Spot December rose 3.72 cents to close at $1.2623, and ended the month up 0.77 percent. The price of cotton on ICE Futures US stormed to an all-time peak of $1.5723 per lb on November 10, up more than 115 percent since July as strong mill demand from China, tight stocks and insatiable fund buying powered fiber contracts to their highest level since the US Civil War. "We were parabolic going up and parabolic going down," said Mike Stevens, an independent cotton analyst in Mandeville, Louisiana. At the height of the rally, cotton was up 95 percent year to date during the session on November 10, for the biggest gain of any commodity in the Reuters-Jefferies commodity index.

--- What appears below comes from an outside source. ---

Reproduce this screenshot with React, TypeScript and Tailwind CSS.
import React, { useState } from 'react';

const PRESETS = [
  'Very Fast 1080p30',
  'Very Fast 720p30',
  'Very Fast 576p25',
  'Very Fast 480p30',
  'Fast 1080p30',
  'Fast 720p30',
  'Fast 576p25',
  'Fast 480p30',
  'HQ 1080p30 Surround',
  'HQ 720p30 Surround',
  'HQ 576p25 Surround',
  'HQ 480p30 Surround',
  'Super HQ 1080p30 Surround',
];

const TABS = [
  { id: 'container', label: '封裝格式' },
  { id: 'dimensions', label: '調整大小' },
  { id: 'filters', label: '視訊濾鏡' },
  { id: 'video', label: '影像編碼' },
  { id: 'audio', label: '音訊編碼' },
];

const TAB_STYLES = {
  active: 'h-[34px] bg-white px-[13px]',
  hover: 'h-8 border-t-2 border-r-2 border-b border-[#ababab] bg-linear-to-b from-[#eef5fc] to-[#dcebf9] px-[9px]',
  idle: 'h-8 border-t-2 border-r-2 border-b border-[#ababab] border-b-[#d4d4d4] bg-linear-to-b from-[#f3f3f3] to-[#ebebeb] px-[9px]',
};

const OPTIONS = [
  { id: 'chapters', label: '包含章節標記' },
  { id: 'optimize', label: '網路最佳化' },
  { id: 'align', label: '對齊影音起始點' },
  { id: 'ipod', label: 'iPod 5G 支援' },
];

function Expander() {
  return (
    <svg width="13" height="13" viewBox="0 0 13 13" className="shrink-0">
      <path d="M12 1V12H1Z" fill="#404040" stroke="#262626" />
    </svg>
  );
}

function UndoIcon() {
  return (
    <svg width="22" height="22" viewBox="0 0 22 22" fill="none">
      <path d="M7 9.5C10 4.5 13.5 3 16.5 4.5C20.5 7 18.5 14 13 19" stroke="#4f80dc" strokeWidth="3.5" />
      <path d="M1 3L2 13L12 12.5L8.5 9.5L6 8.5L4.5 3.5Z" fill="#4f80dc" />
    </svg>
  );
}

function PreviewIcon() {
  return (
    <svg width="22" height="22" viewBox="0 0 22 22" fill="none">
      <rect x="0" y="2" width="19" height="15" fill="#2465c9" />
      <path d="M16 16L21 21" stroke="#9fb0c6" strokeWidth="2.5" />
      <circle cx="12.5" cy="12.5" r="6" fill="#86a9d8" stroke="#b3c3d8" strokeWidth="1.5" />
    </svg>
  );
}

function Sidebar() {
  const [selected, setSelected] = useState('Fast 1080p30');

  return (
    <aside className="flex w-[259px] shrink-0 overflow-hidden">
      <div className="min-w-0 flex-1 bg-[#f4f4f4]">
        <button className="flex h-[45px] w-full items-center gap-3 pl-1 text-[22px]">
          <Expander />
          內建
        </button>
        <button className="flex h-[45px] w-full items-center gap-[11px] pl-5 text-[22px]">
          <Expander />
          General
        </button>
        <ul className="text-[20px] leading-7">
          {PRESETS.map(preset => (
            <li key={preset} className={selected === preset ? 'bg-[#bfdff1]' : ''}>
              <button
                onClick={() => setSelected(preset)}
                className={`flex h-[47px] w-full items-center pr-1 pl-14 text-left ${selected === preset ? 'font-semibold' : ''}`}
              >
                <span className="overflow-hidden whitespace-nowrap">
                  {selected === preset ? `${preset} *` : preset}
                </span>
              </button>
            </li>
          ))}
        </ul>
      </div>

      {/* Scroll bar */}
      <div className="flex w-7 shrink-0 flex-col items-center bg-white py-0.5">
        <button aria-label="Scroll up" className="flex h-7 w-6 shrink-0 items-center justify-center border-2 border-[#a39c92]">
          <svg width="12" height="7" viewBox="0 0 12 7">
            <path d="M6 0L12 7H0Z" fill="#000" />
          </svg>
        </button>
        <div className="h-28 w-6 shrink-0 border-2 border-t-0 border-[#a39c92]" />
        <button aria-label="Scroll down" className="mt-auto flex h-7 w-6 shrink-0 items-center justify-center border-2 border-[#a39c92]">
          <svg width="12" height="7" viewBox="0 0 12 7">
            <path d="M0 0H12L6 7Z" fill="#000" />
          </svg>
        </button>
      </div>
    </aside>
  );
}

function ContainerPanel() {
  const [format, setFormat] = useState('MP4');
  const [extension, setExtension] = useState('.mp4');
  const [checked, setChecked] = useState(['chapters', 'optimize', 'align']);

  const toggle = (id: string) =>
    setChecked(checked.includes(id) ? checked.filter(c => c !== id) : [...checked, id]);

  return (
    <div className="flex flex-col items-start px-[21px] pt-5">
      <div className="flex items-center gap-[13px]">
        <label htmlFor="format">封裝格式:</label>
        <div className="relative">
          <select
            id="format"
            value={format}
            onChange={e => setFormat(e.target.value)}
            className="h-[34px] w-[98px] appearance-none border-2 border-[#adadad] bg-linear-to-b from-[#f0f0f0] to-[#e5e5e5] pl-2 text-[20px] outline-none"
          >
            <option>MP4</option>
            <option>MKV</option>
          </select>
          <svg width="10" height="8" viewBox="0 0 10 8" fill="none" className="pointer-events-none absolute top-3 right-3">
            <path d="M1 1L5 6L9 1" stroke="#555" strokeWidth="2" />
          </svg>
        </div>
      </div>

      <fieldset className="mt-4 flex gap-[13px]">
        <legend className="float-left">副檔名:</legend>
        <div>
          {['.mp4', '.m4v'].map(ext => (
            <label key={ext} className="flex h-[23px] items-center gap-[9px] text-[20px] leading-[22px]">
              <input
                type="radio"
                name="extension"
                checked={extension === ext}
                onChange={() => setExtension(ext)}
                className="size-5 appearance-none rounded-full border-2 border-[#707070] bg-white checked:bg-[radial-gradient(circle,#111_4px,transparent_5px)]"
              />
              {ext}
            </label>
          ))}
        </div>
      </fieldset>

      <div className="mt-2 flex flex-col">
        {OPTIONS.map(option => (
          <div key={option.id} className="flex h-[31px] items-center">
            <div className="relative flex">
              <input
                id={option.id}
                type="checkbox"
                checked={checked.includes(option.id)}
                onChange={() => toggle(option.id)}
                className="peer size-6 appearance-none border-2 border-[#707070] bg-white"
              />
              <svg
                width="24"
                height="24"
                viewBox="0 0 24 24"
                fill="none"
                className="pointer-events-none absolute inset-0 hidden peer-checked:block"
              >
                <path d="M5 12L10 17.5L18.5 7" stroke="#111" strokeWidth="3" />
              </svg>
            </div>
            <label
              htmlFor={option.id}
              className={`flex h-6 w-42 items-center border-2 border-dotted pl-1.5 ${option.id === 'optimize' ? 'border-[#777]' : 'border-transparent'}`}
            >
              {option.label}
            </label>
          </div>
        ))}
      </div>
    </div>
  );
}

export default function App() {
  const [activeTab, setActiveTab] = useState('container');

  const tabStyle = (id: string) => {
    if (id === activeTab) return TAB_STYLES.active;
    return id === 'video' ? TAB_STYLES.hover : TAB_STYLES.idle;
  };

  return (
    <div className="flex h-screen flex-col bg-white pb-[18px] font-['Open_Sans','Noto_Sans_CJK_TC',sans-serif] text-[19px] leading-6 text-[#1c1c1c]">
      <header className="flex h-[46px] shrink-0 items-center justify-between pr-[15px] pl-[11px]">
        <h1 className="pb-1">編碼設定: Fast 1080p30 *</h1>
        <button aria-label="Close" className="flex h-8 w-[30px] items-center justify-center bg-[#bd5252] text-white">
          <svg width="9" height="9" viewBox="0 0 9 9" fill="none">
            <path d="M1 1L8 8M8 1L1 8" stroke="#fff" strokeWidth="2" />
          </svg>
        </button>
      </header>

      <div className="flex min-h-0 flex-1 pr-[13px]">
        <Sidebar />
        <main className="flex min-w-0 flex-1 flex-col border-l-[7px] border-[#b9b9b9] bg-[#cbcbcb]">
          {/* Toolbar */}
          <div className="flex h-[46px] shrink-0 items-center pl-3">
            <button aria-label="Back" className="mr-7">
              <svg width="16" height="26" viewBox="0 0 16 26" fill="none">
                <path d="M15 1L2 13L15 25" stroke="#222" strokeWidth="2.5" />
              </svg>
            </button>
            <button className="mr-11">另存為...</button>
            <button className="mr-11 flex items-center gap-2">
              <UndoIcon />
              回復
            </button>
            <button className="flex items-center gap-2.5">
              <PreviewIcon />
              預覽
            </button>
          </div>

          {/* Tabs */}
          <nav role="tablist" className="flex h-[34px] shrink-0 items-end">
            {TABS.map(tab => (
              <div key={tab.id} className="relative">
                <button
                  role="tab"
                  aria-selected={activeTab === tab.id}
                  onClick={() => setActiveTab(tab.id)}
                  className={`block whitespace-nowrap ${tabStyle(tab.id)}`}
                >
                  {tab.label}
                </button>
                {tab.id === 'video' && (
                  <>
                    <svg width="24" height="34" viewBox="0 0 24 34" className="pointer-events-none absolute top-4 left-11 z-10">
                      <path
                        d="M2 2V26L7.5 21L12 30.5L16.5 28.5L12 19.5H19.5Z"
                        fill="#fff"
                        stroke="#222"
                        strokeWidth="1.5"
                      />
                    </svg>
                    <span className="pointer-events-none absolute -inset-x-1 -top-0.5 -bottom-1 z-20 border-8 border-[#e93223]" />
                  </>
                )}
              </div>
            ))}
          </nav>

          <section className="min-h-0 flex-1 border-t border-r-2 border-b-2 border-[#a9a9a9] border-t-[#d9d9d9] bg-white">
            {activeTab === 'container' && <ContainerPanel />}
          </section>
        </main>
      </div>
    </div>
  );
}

Since then, silver has moved ahead of cotton as the strongest gainer in the index, up almost 66 percent in the year to date versus cotton's 55 percent. (Graph: http://link.reuters.com/kew48n ) Cotton volume on Tuesday was light, with dealings of about 16,100 lots - nearly 60 percent below the 30-day average above 37,500 lots, Thomson Reuters data showed.
Keith Brown, president of commodity firm Keith Brown and Co in Moultrie, Georgia, said fiber contracts moved up Tuesday mainly due to "end-of-the-month short-covering." "In the near-term, we may be choppy. In the longer-term, we may move higher," he said, predicting tight cotton supplies in the first quarter of 2011 while mill demand from countries like China remains strong. Evidence of liquidation by investors this month could be seen in the open interest in the cotton market, which dropped to near a four-month low at 194,507 lots.
Stevens said he did not expect the investment funds who stoked the rally to return to the market immediately. "They had a good quarter. The money managers don't want to expose themselves (to a market like cotton) with the Korea thing and the eurozone on the horizon," he said, alluding to tensions on the Korean peninsula and fears of an economic contagion from eurozone debt woes.
The market may have also received a boost from steadier Chinese cotton futures. The May cotton contract on the Zengzhou Commodity Exchange was last done on Tuesday at 25,375 yuan per tonne, up 585 yuan on the day. Industry analysts said that with most of the northern hemisphere cotton already harvested, the focus will gradually turn after the New Year to possible cotton spring plantings, especially in the United States. Analytical firm Informa Economics has already raised its US cotton plantings forecast in 2011 to 12.2 million acres, which would be a 4-year high and up nearly 12 percent from 2010 cotton sowings of 10.909 million acres.